» Data excerpt:
•••••

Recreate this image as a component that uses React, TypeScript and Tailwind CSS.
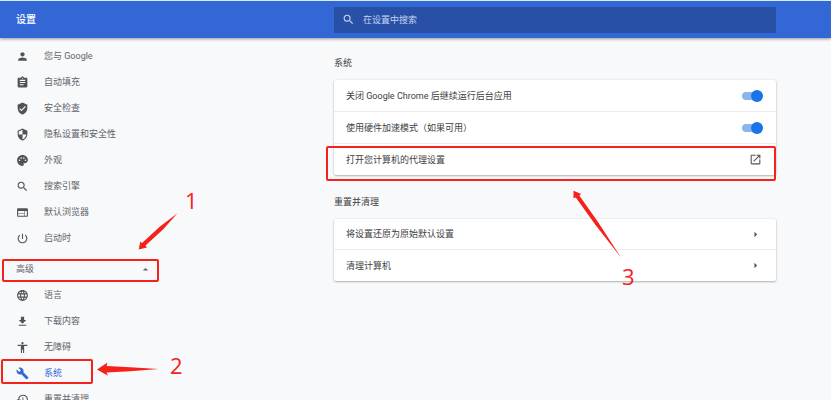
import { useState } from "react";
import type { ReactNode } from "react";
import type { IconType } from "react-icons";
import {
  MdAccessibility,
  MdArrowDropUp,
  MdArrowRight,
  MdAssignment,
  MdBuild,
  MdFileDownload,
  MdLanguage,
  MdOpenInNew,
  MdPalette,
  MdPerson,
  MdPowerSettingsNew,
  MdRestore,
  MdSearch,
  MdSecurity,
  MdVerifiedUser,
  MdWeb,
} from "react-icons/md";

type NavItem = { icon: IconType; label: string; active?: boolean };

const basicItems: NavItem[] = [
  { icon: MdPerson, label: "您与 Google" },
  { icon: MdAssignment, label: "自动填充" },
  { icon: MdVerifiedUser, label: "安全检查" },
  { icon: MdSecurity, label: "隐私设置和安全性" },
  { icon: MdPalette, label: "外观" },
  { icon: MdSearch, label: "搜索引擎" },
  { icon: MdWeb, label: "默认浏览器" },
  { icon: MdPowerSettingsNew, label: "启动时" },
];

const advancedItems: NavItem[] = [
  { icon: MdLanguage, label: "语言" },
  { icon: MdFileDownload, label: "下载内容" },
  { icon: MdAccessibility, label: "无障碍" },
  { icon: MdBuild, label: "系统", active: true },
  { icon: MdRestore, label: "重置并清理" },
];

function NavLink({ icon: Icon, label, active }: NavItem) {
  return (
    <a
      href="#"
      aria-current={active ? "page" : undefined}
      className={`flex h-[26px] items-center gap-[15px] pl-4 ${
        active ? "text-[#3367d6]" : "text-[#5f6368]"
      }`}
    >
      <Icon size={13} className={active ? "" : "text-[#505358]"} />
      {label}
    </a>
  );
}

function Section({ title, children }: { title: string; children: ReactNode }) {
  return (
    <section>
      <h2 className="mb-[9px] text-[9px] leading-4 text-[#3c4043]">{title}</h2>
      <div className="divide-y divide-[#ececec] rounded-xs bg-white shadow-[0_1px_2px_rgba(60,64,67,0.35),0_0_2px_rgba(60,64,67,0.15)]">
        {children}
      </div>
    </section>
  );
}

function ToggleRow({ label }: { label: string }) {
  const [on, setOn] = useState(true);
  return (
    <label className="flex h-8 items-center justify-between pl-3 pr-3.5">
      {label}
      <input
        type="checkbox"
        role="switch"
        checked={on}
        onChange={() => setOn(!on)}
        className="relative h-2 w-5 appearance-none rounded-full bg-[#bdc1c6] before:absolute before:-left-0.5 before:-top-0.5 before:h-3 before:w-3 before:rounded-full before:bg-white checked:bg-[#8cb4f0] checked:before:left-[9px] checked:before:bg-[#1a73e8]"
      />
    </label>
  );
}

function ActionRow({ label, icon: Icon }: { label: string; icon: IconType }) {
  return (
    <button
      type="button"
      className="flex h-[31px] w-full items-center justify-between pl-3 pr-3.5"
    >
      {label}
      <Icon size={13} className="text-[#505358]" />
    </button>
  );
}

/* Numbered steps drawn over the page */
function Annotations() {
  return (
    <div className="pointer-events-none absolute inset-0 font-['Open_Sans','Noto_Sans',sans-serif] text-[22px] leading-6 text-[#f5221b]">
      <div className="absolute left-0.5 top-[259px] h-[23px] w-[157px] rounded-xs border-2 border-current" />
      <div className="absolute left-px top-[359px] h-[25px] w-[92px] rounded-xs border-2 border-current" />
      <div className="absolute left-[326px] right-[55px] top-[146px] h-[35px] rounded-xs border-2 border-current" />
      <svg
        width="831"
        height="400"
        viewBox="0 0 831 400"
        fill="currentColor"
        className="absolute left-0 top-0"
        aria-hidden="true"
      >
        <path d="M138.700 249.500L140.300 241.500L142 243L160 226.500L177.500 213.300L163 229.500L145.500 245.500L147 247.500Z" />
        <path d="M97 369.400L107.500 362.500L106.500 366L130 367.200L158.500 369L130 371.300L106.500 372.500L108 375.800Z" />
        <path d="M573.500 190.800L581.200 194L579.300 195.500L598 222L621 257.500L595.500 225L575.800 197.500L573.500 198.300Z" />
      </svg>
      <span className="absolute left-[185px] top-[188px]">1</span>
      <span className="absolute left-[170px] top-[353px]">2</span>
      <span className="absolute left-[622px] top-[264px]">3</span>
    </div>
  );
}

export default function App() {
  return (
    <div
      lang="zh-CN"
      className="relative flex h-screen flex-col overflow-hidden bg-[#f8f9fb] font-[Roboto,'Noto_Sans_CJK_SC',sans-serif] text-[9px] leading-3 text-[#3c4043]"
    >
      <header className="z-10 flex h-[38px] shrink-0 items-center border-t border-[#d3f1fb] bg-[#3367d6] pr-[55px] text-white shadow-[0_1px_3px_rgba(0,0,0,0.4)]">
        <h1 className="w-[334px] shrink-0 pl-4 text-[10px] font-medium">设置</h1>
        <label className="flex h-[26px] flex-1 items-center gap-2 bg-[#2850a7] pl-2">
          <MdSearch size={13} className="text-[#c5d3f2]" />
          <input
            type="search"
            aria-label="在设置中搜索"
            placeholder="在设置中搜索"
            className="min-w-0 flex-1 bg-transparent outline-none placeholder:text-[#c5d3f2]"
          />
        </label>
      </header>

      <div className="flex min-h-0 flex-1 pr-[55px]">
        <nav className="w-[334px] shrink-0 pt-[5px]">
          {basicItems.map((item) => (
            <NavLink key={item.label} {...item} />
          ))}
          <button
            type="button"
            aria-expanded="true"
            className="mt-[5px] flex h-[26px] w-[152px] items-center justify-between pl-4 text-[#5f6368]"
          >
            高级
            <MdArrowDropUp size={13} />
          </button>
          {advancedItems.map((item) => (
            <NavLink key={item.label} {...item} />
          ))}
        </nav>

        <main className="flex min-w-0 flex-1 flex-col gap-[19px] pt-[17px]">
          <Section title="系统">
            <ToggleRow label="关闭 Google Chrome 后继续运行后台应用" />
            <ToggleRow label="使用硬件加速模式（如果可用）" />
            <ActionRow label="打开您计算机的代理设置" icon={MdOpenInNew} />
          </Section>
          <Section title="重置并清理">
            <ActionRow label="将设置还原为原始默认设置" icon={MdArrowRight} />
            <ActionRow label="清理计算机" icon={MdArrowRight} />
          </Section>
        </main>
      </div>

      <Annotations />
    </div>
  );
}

•••••

» Short task: From the listing, extract all text exactly as given and drop any picture.

» Response to the task:
Recreate this image as a component that uses React, TypeScript and Tailwind CSS.
import { useState } from "react";
import type { ReactNode } from "react";
import type { IconType } from "react-icons";
import {
  MdAccessibility,
  MdArrowDropUp,
  MdArrowRight,
  MdAssignment,
  MdBuild,
  MdFileDownload,
  MdLanguage,
  MdOpenInNew,
  MdPalette,
  MdPerson,
  MdPowerSettingsNew,
  MdRestore,
  MdSearch,
  MdSecurity,
  MdVerifiedUser,
  MdWeb,
} from "react-icons/md";

type NavItem = { icon: IconType; label: string; active?: boolean };

const basicItems: NavItem[] = [
  { icon: MdPerson, label: "您与 Google" },
  { icon: MdAssignment, label: "自动填充" },
  { icon: MdVerifiedUser, label: "安全检查" },
  { icon: MdSecurity, label: "隐私设置和安全性" },
  { icon: MdPalette, label: "外观" },
  { icon: MdSearch, label: "搜索引擎" },
  { icon: MdWeb, label: "默认浏览器" },
  { icon: MdPowerSettingsNew, label: "启动时" },
];

const advancedItems: NavItem[] = [
  { icon: MdLanguage, label: "语言" },
  { icon: MdFileDownload, label: "下载内容" },
  { icon: MdAccessibility, label: "无障碍" },
  { icon: MdBuild, label: "系统", active: true },
  { icon: MdRestore, label: "重置并清理" },
];

function NavLink({ icon: Icon, label, active }: NavItem) {
  return (
    <a
      href="#"
      aria-current={active ? "page" : undefined}
      className={`flex h-[26px] items-center gap-[15px] pl-4 ${
        active ? "text-[#3367d6]" : "text-[#5f6368]"
      }`}
    >
      <Icon size={13} className={active ? "" : "text-[#505358]"} />
      {label}
    </a>
  );
}

function Section({ title, children }: { title: string; children: ReactNode }) {
  return (
    <section>
      <h2 className="mb-[9px] text-[9px] leading-4 text-[#3c4043]">{title}</h2>
      <div className="divide-y divide-[#ececec] rounded-xs bg-white shadow-[0_1px_2px_rgba(60,64,67,0.35),0_0_2px_rgba(60,64,67,0.15)]">
        {children}
      </div>
    </section>
  );
}

function ToggleRow({ label }: { label: string }) {
  const [on, setOn] = useState(true);
  return (
    <label className="flex h-8 items-center justify-between pl-3 pr-3.5">
      {label}
      <input
        type="checkbox"
        role="switch"
        checked={on}
        onChange={() => setOn(!on)}
        className="relative h-2 w-5 appearance-none rounded-full bg-[#bdc1c6] before:absolute before:-left-0.5 before:-top-0.5 before:h-3 before:w-3 before:rounded-full before:bg-white checked:bg-[#8cb4f0] checked:before:left-[9px] checked:before:bg-[#1a73e8]"
      />
    </label>
  );
}

function ActionRow({ label, icon: Icon }: { label: string; icon: IconType }) {
  return (
    <button
      type="button"
      className="flex h-[31px] w-full items-center justify-between pl-3 pr-3.5"
    >
      {label}
      <Icon size={13} className="text-[#505358]" />
    </button>
  );
}

/* Numbered steps drawn over the page */
function Annotations() {
  return (
    <div className="pointer-events-none absolute inset-0 font-['Open_Sans','Noto_Sans',sans-serif] text-[22px] leading-6 text-[#f5221b]">
      <div className="absolute left-0.5 top-[259px] h-[23px] w-[157px] rounded-xs border-2 border-current" />
      <div className="absolute left-px top-[359px] h-[25px] w-[92px] rounded-xs border-2 border-current" />
      <div className="absolute left-[326px] right-[55px] top-[146px] h-[35px] rounded-xs border-2 border-current" />
      <svg
        width="831"
        height="400"
        viewBox="0 0 831 400"
        fill="currentColor"
        className="absolute left-0 top-0"
        aria-hidden="true"
      >
        <path d="M138.700 249.500L140.300 241.500L142 243L160 226.500L177.500 213.300L163 229.500L145.500 245.500L147 247.500Z" />
        <path d="M97 369.400L107.500 362.500L106.500 366L130 367.200L158.500 369L130 371.300L106.500 372.500L108 375.800Z" />
        <path d="M573.500 190.800L581.200 194L579.300 195.500L598 222L621 257.500L595.500 225L575.800 197.500L573.500 198.300Z" />
      </svg>
      <span className="absolute left-[185px] top-[188px]">1</span>
      <span className="absolute left-[170px] top-[353px]">2</span>
      <span className="absolute left-[622px] top-[264px]">3</span>
    </div>
  );
}

export default function App() {
  return (
    <div
      lang="zh-CN"
      className="relative flex h-screen flex-col overflow-hidden bg-[#f8f9fb] font-[Roboto,'Noto_Sans_CJK_SC',sans-serif] text-[9px] leading-3 text-[#3c4043]"
    >
      <header className="z-10 flex h-[38px] shrink-0 items-center border-t border-[#d3f1fb] bg-[#3367d6] pr-[55px] text-white shadow-[0_1px_3px_rgba(0,0,0,0.4)]">
        <h1 className="w-[334px] shrink-0 pl-4 text-[10px] font-medium">设置</h1>
        <label className="flex h-[26px] flex-1 items-center gap-2 bg-[#2850a7] pl-2">
          <MdSearch size={13} className="text-[#c5d3f2]" />
          <input
            type="search"
            aria-label="在设置中搜索"
            placeholder="在设置中搜索"
            className="min-w-0 flex-1 bg-transparent outline-none placeholder:text-[#c5d3f2]"
          />
        </label>
      </header>

      <div className="flex min-h-0 flex-1 pr-[55px]">
        <nav className="w-[334px] shrink-0 pt-[5px]">
          {basicItems.map((item) => (
            <NavLink key={item.label} {...item} />
          ))}
          <button
            type="button"
            aria-expanded="true"
            className="mt-[5px] flex h-[26px] w-[152px] items-center justify-between pl-4 text-[#5f6368]"
          >
            高级
            <MdArrowDropUp size={13} />
          </button>
          {advancedItems.map((item) => (
            <NavLink key={item.label} {...item} />
          ))}
        </nav>

        <main className="flex min-w-0 flex-1 flex-col gap-[19px] pt-[17px]">
          <Section title="系统">
            <ToggleRow label="关闭 Google Chrome 后继续运行后台应用" />
            <ToggleRow label="使用硬件加速模式（如果可用）" />
            <ActionRow label="打开您计算机的代理设置" icon={MdOpenInNew} />
          </Section>
          <Section title="重置并清理">
            <ActionRow label="将设置还原为原始默认设置" icon={MdArrowRight} />
            <ActionRow label="清理计算机" icon={MdArrowRight} />
          </Section>
        </main>
      </div>

      <Annotations />
    </div>
  );
}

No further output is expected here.